Although the term UX originated from industry [13] and is a widely used term in this context [9], the tools for managing UX in product development are still inadequate, and even the definition of UX is not settled. The various definitions for user experience do agree that user experience is about more than a product's utility and usability [1,7,10,11,17,18]. There also seems to be a consensus about the subjective nature of UX: it is affected by the user’s internal state, the context, and the perceived image of the product [1,7,10]. However, this may not be concrete enough for systematic consideration of UX in product development.

A prerequisite of designing for a delighting UX in an industrial setting is to understand both the requirements tied to the pragmatic level of functionality and interaction (do-level) and the requirements pertaining to the hedonic level of personal human needs, which motivate product use (be-level). These requirements help managers set UX targets for product development.

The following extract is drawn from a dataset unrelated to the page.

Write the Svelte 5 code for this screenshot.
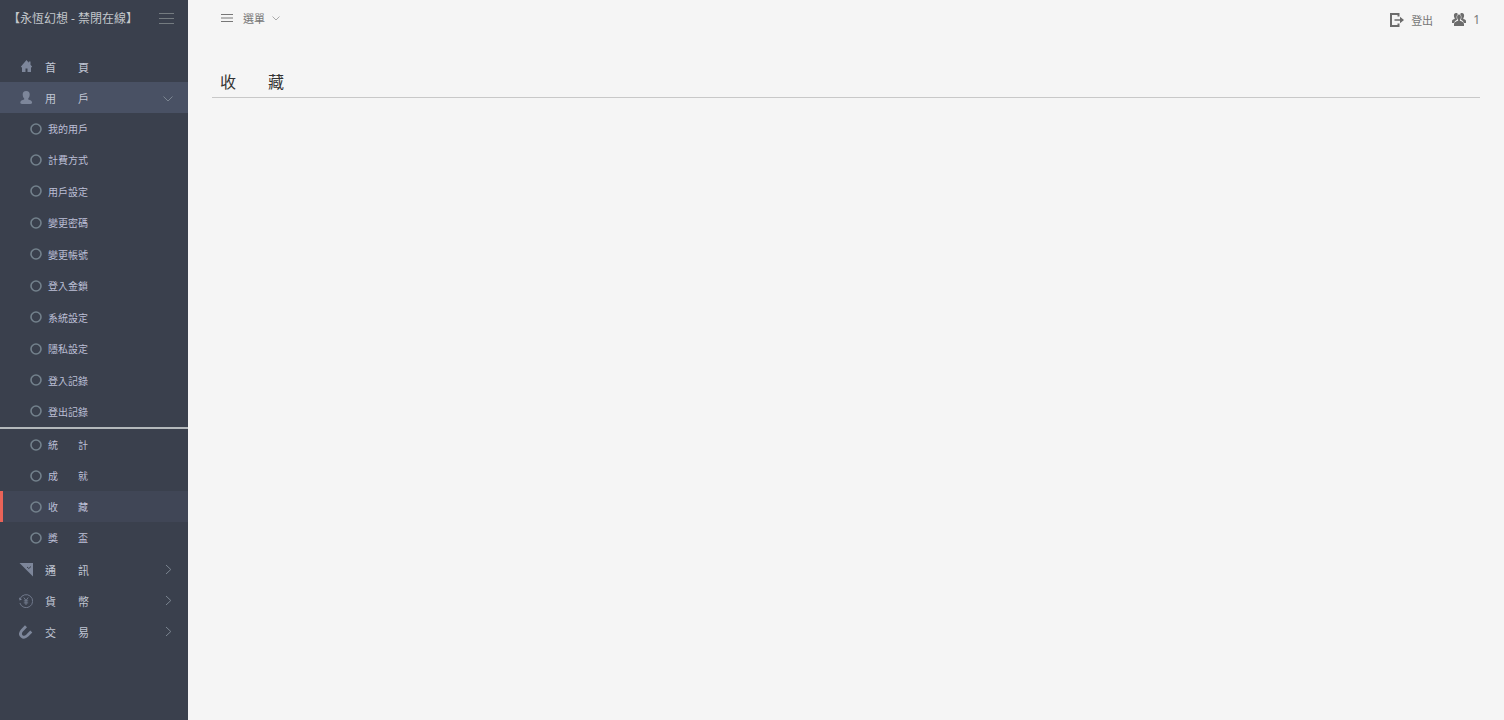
<script lang="ts">
	type Item = { label: string, active?: boolean };

	let userOpen = $state(true);

	const accountItems: Item[] = [
		{ label: "我的用戶" },
		{ label: "計費方式" },
		{ label: "用戶設定" },
		{ label: "變更密碼" },
		{ label: "變更帳號" },
		{ label: "登入金鎖" },
		{ label: "系統設定" },
		{ label: "隱私設定" },
		{ label: "登入記錄" },
		{ label: "登出記錄" }
	];
	const recordItems: Item[] = [
		{ label: "統　　計" },
		{ label: "成　　就" },
		{ label: "收　　藏", active: true },
		{ label: "獎　　盃" }
	];
	const sections = [
		{ label: "通　　訊", icon: "mail" },
		{ label: "貨　　幣", icon: "coin" },
		{ label: "交　　易", icon: "magnet" }
	];
</script>

{#snippet icon(name: string)}
	<svg class="icon" viewBox="0 0 14 14" aria-hidden="true">
		{#if name === "home"}
			<path d="M7.500 0 2 6.500v.8h1V12h3.500V8.500h2V12H12V7.300h1v-.8l-1.500-1.800V1.500H9.800v1.200z" />
		{:else if name === "user"}
			<path d="M7.200 0c2.500 0 3.500 1.500 3.500 3.400 0 1.900-.7 3.200-1.500 4v1c2.200.5 3.900 1.200 3.900 3.200 0 1-.6 1.400-1.600 1.400H2.900c-1 0-1.600-.4-1.600-1.400 0-2 1.700-2.700 3.900-3.200v-1c-.8-.8-1.500-2.100-1.500-4C3.700 1.500 4.700 0 7.200 0z" />
		{:else if name === "mail"}
			<path d="M.5 0H14v13.500z" />
			<path class="notch" d="m8 4 1.800 1.500L12 3.500" />
		{:else if name === "coin"}
			<path class="line" d="M1.200 4.500A6.500 6.500 0 1 1 .9 9" />
			<path d="M0 3.500 3 5.200.6 6.500z" />
			<path class="line" d="M4.800 3.500 7 6.500l2.200-3M7 6.500V11M4.800 6.900h4.400M4.800 8.900h4.400" />
		{:else if name === "magnet"}
			<path class="thick" d="M7 1.200 3.200 5.200C1.200 7.500 1 9.800 2.600 11.200c1.600 1.500 3.800 1.200 5.700-.6l4-4" />
		{/if}
	</svg>
{/snippet}

{#snippet chevron(down: boolean)}
	<svg class="chevron" viewBox="0 0 12 12" aria-hidden="true">
		<path d={down ? "M1.500 4.500 6 9l4.500-4.500" : "M4 1 8.800 5.500 4 10"} />
	</svg>
{/snippet}

{#snippet submenu(items: Item[], cls: string)}
	<ul class="submenu {cls}">
		{#each items as item}
			<li>
				<a href="#item" class:active={item.active} aria-current={item.active ? "page" : undefined}>
					<svg class="ring" viewBox="0 0 12 12" aria-hidden="true"><circle cx="6" cy="6" r="5" /></svg>
					{item.label}
				</a>
			</li>
		{/each}
	</ul>
{/snippet}

<div class="layout">
	<aside>
		<header class="brand">
			<span>【永恆幻想 - 禁閉在線】</span>
			<button class="toggle" aria-label="切換選單">
				<svg viewBox="0 0 16 12" aria-hidden="true"><path d="M1 1.500h15M1 6.500h15M1 11.500h15" /></svg>
			</button>
		</header>
		<nav>
			<a class="entry" href="#home">{@render icon("home")}首　　頁</a>
			<button class="entry open" aria-expanded={userOpen} onclick={() => userOpen = !userOpen}>
				{@render icon("user")}用　　戶{@render chevron(userOpen)}
			</button>
			{#if userOpen}
				{@render submenu(accountItems, "account")}
				<hr />
				{@render submenu(recordItems, "records")}
			{/if}
			{#each sections as section}
				<button class="entry" aria-expanded="false">
					{@render icon(section.icon)}{section.label}{@render chevron(false)}
				</button>
			{/each}
		</nav>
	</aside>

	<main>
		<div class="topbar">
			<button class="menu">
				<svg class="bars" viewBox="0 0 12 9" aria-hidden="true"><path d="M0 .5h12M0 4h12M0 7.500h12" /></svg>
				選單
				<svg class="caret" viewBox="0 0 8 8" aria-hidden="true"><path d="M.5 2.500 4 6l3.500-3.500" /></svg>
			</button>
			<div class="actions">
				<a href="#logout">
					<svg viewBox="0 0 14 14" aria-hidden="true">
						<path class="door" d="M8.500 3.500V1H1v12h7.500v-2.500" />
						<path d="M4.500 6.200H10V3.800L14 7l-4 3.200V7.800H4.500z" />
					</svg>
					登出
				</a>
				<a href="#online">
					<svg viewBox="0 0 14 14" aria-hidden="true">
						<path d="M4 0c1 0 1.600.4 1.900 1.200C4.700 2.200 4.400 3.700 4.700 5.200c.1.700.3 1.200.6 1.600C3.600 7.600 2.600 8.300 2.200 10H0V8c0-1 1.300-1.600 2.700-2V5.200C2.100 4.600 1.900 3.700 1.900 2.500 1.900 1 2.600 0 4 0zM10 0c-1 0-1.600.4-1.900 1.200 1.200 1 1.500 2.500 1.200 4-.1.700-.3 1.200-.6 1.600 1.700.8 2.700 1.500 3.100 3.200H14V8c0-1-1.300-1.600-2.700-2v-.8c.6-.6.8-1.500.8-2.700C12.100 1 11.400 0 10 0z" />
						<path d="M7 1.500c1.300 0 1.900.9 1.900 2.500 0 1.300-.4 2.200-1 2.700v1c1.900.6 4.100 1.400 4.100 3.300v2H2v-2c0-1.900 2.200-2.700 4.100-3.300v-1c-.6-.5-1-1.400-1-2.700 0-1.600.6-2.500 1.900-2.500z" />
					</svg>
					<span class="count">1</span>
				</a>
			</div>
		</div>
		<h1>收　　藏</h1>
	</main>
</div>

<style>
:global(body) {
	margin: 0;
	background: #f5f5f5;
	font-family: "Noto Sans", "Noto Sans CJK TC", sans-serif;
	font-size: 11px;
}
.layout {
	display: flex;
	min-height: 100vh;
}
button {
	margin: 0;
	border: 0;
	background: none;
	font: inherit;
	cursor: pointer;
}
a {
	text-decoration: none;
}
svg {
	display: block;
	flex: none;
	fill: currentColor;
}
aside {
	flex: 0 0 188px;
	background: #3a404d;
	color: #c0c6d4;
}
.brand {
	display: flex;
	align-items: center;
	justify-content: space-between;
	height: 36px;
	margin-bottom: 15px;
	padding: 0 14px 0 8px;
	color: #c3c7cb;
	font-size: 12px;
	white-space: nowrap;
}
.toggle {
	padding: 0;
	color: #747b80;
}
.toggle svg {
	width: 16px;
	height: 12px;
	stroke: currentColor;
}
.entry {
	display: flex;
	align-items: center;
	box-sizing: border-box;
	width: 100%;
	height: 31px;
	padding: 0 14px 0 19px;
	color: inherit;
	text-align: left;
}
.open {
	background: #495164;
}
.icon {
	width: 14px;
	height: 14px;
	margin-right: 12px;
	color: #7d869a;
}
.icon .notch {
	fill: none;
	stroke: #3a404d;
}
.icon .line {
	fill: none;
	stroke: currentColor;
	stroke-width: 0.8;
}
.icon .thick {
	fill: none;
	stroke: currentColor;
	stroke-width: 2.800;
}
.chevron {
	width: 12px;
	height: 12px;
	margin-left: auto;
	fill: none;
	stroke: #7b8591;
}
.submenu {
	display: flex;
	flex-direction: column;
	justify-content: space-between;
	margin: 0;
	padding: 0;
	list-style: none;
}
.account {
	min-height: 314px;
}
.records {
	min-height: 124px;
	padding-bottom: 1px;
}
.submenu a {
	display: flex;
	align-items: center;
	gap: 6px;
	height: 31px;
	padding-left: 27px;
	border-left: 3px solid transparent;
	color: #bcbfd6;
	font-size: 10px;
}
.submenu a.active {
	border-color: #e96358;
	background: #404656;
}
.ring {
	width: 12px;
	height: 12px;
	fill: none;
	stroke: #73818c;
	stroke-width: 1.6;
}
hr {
	height: 2px;
	margin: 0;
	border: 0;
	background: #b4b9bc;
}
main {
	flex: 1;
	padding: 0 24px;
}
.topbar {
	display: flex;
	align-items: center;
	justify-content: space-between;
	height: 36px;
	margin-bottom: 31px;
	color: #777;
}
.menu {
	display: flex;
	align-items: center;
	padding: 0 9px;
	color: inherit;
}
.bars {
	width: 12px;
	height: 9px;
	margin-right: 10px;
	stroke: currentColor;
}
.caret {
	width: 8px;
	height: 8px;
	margin-left: 7px;
	fill: none;
	stroke: #aaa;
}
.actions {
	display: flex;
	gap: 19px;
	padding-top: 3px;
}
.actions a {
	display: flex;
	align-items: center;
	gap: 7px;
	color: #777;
}
.actions svg {
	width: 14px;
	height: 14px;
	color: #6c6c6c;
}
.count {
	font-size: 12px;
}
.door {
	fill: none;
	stroke: currentColor;
	stroke-width: 2;
}
h1 {
	margin: 0;
	padding: 0 8px;
	border-bottom: 1px solid #c8c8c8;
	color: #333;
	font-size: 16px;
	font-weight: 400;
	line-height: 30px;
}
</style>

The next phase in a good user-centered design process is to iteratively design and evaluate prototypes [8]. Without evaluation, it is not possible to improve UX. Before systematic UX evaluation can be taken into practice, we need to find lightweight evaluation methods applicable for iterative prototype development.

Like there are many viewpoints to UX, there are several viewpoints also to UX evaluation. Traditional Human-computer interaction (HCI) emphasizes tasks and goals and according evaluation methods emphasize the pragmatic level of product use (doing) and fail to address the more hedonic level of experience (being). Hassenzahl [6] for example suggested a model, which distinguishes between pragmatic and hedonic quality aspects and suggested an according questionnaire to measure both quality perceptions. Another current approach to UX evaluation is to evaluate users’ emotional responses to product usage by measuring their arousal states, e.g. [4,5]. In consumer research, customer satisfaction is traditionally evaluated by comparing the realized experience against expectations (see [14] for the basic model). If the product exceeds expectations, user experience is positive. Yet another approach emphasizes added value and worth [2] and compares user’s investments in money, energy, and time against the gained instrumental and hedonic benefits.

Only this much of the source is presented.